# [Material provided]
• • • • • • •

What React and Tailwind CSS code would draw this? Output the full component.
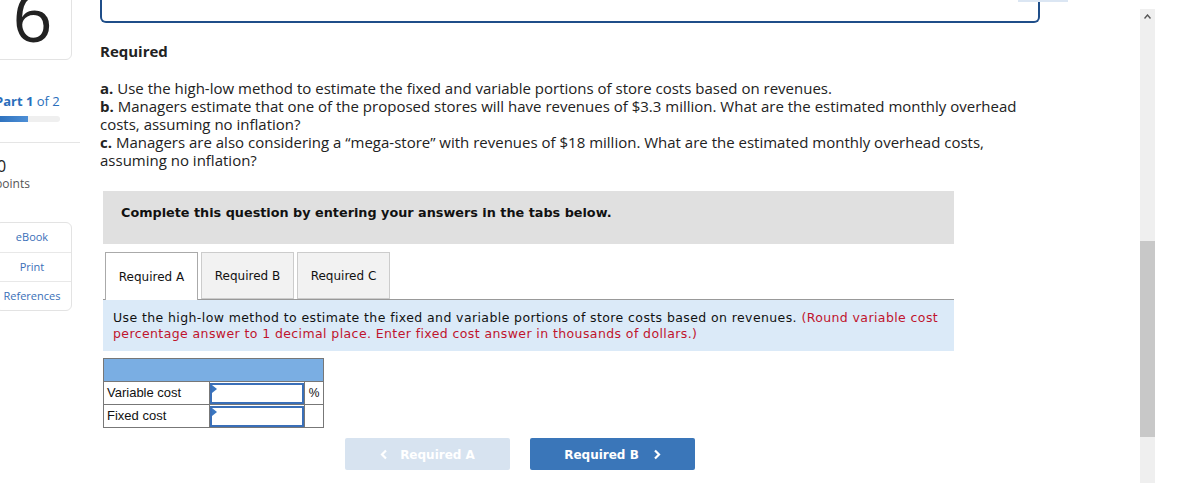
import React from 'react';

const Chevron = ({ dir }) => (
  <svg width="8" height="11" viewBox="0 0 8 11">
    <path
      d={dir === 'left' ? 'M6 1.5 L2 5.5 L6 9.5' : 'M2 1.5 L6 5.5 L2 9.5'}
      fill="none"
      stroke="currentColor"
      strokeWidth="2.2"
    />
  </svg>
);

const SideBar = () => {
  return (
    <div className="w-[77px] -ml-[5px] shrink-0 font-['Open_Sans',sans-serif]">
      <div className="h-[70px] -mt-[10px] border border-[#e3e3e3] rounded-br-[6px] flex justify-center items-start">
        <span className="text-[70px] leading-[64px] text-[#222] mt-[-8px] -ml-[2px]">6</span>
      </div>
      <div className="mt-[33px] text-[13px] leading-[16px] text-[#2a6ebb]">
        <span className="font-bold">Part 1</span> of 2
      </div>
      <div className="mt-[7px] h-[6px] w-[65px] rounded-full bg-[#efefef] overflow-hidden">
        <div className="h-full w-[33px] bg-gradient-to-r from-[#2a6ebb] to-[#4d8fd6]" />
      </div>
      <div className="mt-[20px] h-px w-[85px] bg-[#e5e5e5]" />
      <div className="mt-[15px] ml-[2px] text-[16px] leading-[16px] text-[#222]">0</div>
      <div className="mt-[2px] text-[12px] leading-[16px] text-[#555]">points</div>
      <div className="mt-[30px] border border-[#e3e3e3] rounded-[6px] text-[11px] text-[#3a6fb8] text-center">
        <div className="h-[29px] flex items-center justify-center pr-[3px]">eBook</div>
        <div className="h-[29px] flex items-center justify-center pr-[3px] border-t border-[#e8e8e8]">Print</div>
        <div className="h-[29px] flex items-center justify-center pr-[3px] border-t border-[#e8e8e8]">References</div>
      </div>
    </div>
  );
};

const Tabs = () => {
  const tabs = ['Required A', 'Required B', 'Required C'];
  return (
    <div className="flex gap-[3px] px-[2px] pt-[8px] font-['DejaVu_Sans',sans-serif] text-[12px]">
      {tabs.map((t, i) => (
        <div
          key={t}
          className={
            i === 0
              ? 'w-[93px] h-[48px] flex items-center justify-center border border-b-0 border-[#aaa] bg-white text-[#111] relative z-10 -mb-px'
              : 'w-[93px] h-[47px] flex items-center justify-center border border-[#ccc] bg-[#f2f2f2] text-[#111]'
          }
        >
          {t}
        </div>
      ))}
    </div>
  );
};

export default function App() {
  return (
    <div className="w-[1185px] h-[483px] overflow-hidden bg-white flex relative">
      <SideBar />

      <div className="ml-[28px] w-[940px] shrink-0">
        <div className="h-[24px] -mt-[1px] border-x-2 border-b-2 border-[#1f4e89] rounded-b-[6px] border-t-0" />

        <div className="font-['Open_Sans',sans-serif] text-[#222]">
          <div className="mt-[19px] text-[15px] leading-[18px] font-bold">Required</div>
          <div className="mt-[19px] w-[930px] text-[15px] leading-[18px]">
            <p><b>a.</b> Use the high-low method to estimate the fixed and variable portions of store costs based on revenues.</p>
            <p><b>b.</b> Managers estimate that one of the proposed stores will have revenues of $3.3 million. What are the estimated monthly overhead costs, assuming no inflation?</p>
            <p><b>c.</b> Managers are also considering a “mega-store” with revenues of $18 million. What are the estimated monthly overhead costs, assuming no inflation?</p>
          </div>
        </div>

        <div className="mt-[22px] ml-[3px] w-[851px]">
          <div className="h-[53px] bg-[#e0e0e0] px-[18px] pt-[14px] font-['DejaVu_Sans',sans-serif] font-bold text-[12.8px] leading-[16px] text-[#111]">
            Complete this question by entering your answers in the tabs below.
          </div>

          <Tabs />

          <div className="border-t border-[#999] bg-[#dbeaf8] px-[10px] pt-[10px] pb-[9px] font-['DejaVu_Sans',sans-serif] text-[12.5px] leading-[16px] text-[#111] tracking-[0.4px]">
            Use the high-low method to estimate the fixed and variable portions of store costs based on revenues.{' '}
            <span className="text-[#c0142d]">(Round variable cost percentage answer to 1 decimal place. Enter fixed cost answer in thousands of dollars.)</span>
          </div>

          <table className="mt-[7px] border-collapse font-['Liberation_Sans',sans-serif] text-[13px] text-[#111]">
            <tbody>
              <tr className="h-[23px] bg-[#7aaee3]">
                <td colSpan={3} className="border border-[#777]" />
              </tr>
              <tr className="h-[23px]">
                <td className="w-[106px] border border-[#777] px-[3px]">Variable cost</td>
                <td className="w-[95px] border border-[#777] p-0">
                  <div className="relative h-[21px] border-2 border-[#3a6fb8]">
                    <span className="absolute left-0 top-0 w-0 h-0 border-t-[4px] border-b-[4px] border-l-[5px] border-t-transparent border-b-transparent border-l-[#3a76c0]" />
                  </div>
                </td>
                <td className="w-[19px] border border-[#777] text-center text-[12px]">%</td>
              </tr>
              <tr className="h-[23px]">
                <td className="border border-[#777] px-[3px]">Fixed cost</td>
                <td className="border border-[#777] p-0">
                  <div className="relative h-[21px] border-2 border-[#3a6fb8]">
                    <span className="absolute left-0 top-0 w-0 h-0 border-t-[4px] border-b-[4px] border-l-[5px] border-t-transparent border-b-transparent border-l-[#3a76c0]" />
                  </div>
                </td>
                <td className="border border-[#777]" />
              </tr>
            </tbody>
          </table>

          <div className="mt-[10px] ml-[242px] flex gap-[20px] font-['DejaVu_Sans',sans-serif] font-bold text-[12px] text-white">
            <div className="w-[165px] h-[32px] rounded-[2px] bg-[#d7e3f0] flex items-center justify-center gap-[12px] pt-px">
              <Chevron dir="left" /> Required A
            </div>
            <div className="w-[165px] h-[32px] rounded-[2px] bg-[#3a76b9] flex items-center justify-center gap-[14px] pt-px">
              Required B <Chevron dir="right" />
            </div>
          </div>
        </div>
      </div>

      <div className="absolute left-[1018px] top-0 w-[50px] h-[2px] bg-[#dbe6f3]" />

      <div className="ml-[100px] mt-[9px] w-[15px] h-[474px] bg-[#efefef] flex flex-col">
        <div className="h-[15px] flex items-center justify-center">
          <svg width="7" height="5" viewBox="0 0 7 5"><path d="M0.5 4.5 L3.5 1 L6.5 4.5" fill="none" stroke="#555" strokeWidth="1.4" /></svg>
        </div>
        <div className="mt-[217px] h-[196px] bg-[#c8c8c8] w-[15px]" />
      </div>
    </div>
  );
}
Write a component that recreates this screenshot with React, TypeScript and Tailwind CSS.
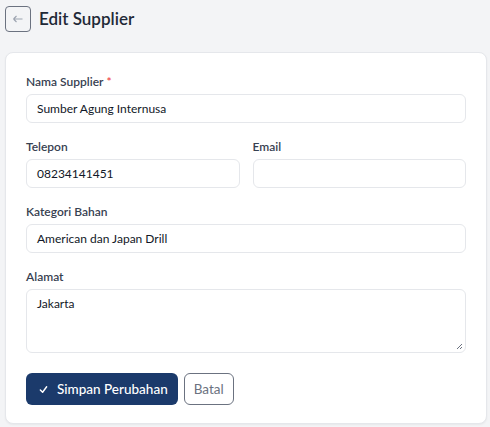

• • • • • • •

# [Instructions to follow]
Output an exact copy of the material, with the pictures removed.

# [Response below]
What React and Tailwind CSS code would draw this? Output the full component.
import React from 'react';

const Chevron = ({ dir }) => (
  <svg width="8" height="11" viewBox="0 0 8 11">
    <path
      d={dir === 'left' ? 'M6 1.5 L2 5.5 L6 9.5' : 'M2 1.5 L6 5.5 L2 9.5'}
      fill="none"
      stroke="currentColor"
      strokeWidth="2.2"
    />
  </svg>
);

const SideBar = () => {
  return (
    <div className="w-[77px] -ml-[5px] shrink-0 font-['Open_Sans',sans-serif]">
      <div className="h-[70px] -mt-[10px] border border-[#e3e3e3] rounded-br-[6px] flex justify-center items-start">
        <span className="text-[70px] leading-[64px] text-[#222] mt-[-8px] -ml-[2px]">6</span>
      </div>
      <div className="mt-[33px] text-[13px] leading-[16px] text-[#2a6ebb]">
        <span className="font-bold">Part 1</span> of 2
      </div>
      <div className="mt-[7px] h-[6px] w-[65px] rounded-full bg-[#efefef] overflow-hidden">
        <div className="h-full w-[33px] bg-gradient-to-r from-[#2a6ebb] to-[#4d8fd6]" />
      </div>
      <div className="mt-[20px] h-px w-[85px] bg-[#e5e5e5]" />
      <div className="mt-[15px] ml-[2px] text-[16px] leading-[16px] text-[#222]">0</div>
      <div className="mt-[2px] text-[12px] leading-[16px] text-[#555]">points</div>
      <div className="mt-[30px] border border-[#e3e3e3] rounded-[6px] text-[11px] text-[#3a6fb8] text-center">
        <div className="h-[29px] flex items-center justify-center pr-[3px]">eBook</div>
        <div className="h-[29px] flex items-center justify-center pr-[3px] border-t border-[#e8e8e8]">Print</div>
        <div className="h-[29px] flex items-center justify-center pr-[3px] border-t border-[#e8e8e8]">References</div>
      </div>
    </div>
  );
};

const Tabs = () => {
  const tabs = ['Required A', 'Required B', 'Required C'];
  return (
    <div className="flex gap-[3px] px-[2px] pt-[8px] font-['DejaVu_Sans',sans-serif] text-[12px]">
      {tabs.map((t, i) => (
        <div
          key={t}
          className={
            i === 0
              ? 'w-[93px] h-[48px] flex items-center justify-center border border-b-0 border-[#aaa] bg-white text-[#111] relative z-10 -mb-px'
              : 'w-[93px] h-[47px] flex items-center justify-center border border-[#ccc] bg-[#f2f2f2] text-[#111]'
          }
        >
          {t}
        </div>
      ))}
    </div>
  );
};

export default function App() {
  return (
    <div className="w-[1185px] h-[483px] overflow-hidden bg-white flex relative">
      <SideBar />

      <div className="ml-[28px] w-[940px] shrink-0">
        <div className="h-[24px] -mt-[1px] border-x-2 border-b-2 border-[#1f4e89] rounded-b-[6px] border-t-0" />

        <div className="font-['Open_Sans',sans-serif] text-[#222]">
          <div className="mt-[19px] text-[15px] leading-[18px] font-bold">Required</div>
          <div className="mt-[19px] w-[930px] text-[15px] leading-[18px]">
            <p><b>a.</b> Use the high-low method to estimate the fixed and variable portions of store costs based on revenues.</p>
            <p><b>b.</b> Managers estimate that one of the proposed stores will have revenues of $3.3 million. What are the estimated monthly overhead costs, assuming no inflation?</p>
            <p><b>c.</b> Managers are also considering a “mega-store” with revenues of $18 million. What are the estimated monthly overhead costs, assuming no inflation?</p>
          </div>
        </div>

        <div className="mt-[22px] ml-[3px] w-[851px]">
          <div className="h-[53px] bg-[#e0e0e0] px-[18px] pt-[14px] font-['DejaVu_Sans',sans-serif] font-bold text-[12.8px] leading-[16px] text-[#111]">
            Complete this question by entering your answers in the tabs below.
          </div>

          <Tabs />

          <div className="border-t border-[#999] bg-[#dbeaf8] px-[10px] pt-[10px] pb-[9px] font-['DejaVu_Sans',sans-serif] text-[12.5px] leading-[16px] text-[#111] tracking-[0.4px]">
            Use the high-low method to estimate the fixed and variable portions of store costs based on revenues.{' '}
            <span className="text-[#c0142d]">(Round variable cost percentage answer to 1 decimal place. Enter fixed cost answer in thousands of dollars.)</span>
          </div>

          <table className="mt-[7px] border-collapse font-['Liberation_Sans',sans-serif] text-[13px] text-[#111]">
            <tbody>
              <tr className="h-[23px] bg-[#7aaee3]">
                <td colSpan={3} className="border border-[#777]" />
              </tr>
              <tr className="h-[23px]">
                <td className="w-[106px] border border-[#777] px-[3px]">Variable cost</td>
                <td className="w-[95px] border border-[#777] p-0">
                  <div className="relative h-[21px] border-2 border-[#3a6fb8]">
                    <span className="absolute left-0 top-0 w-0 h-0 border-t-[4px] border-b-[4px] border-l-[5px] border-t-transparent border-b-transparent border-l-[#3a76c0]" />
                  </div>
                </td>
                <td className="w-[19px] border border-[#777] text-center text-[12px]">%</td>
              </tr>
              <tr className="h-[23px]">
                <td className="border border-[#777] px-[3px]">Fixed cost</td>
                <td className="border border-[#777] p-0">
                  <div className="relative h-[21px] border-2 border-[#3a6fb8]">
                    <span className="absolute left-0 top-0 w-0 h-0 border-t-[4px] border-b-[4px] border-l-[5px] border-t-transparent border-b-transparent border-l-[#3a76c0]" />
                  </div>
                </td>
                <td className="border border-[#777]" />
              </tr>
            </tbody>
          </table>

          <div className="mt-[10px] ml-[242px] flex gap-[20px] font-['DejaVu_Sans',sans-serif] font-bold text-[12px] text-white">
            <div className="w-[165px] h-[32px] rounded-[2px] bg-[#d7e3f0] flex items-center justify-center gap-[12px] pt-px">
              <Chevron dir="left" /> Required A
            </div>
            <div className="w-[165px] h-[32px] rounded-[2px] bg-[#3a76b9] flex items-center justify-center gap-[14px] pt-px">
              Required B <Chevron dir="right" />
            </div>
          </div>
        </div>
      </div>

      <div className="absolute left-[1018px] top-0 w-[50px] h-[2px] bg-[#dbe6f3]" />

      <div className="ml-[100px] mt-[9px] w-[15px] h-[474px] bg-[#efefef] flex flex-col">
        <div className="h-[15px] flex items-center justify-center">
          <svg width="7" height="5" viewBox="0 0 7 5"><path d="M0.5 4.5 L3.5 1 L6.5 4.5" fill="none" stroke="#555" strokeWidth="1.4" /></svg>
        </div>
        <div className="mt-[217px] h-[196px] bg-[#c8c8c8] w-[15px]" />
      </div>
    </div>
  );
}
Write a component that recreates this screenshot with React, TypeScript and Tailwind CSS.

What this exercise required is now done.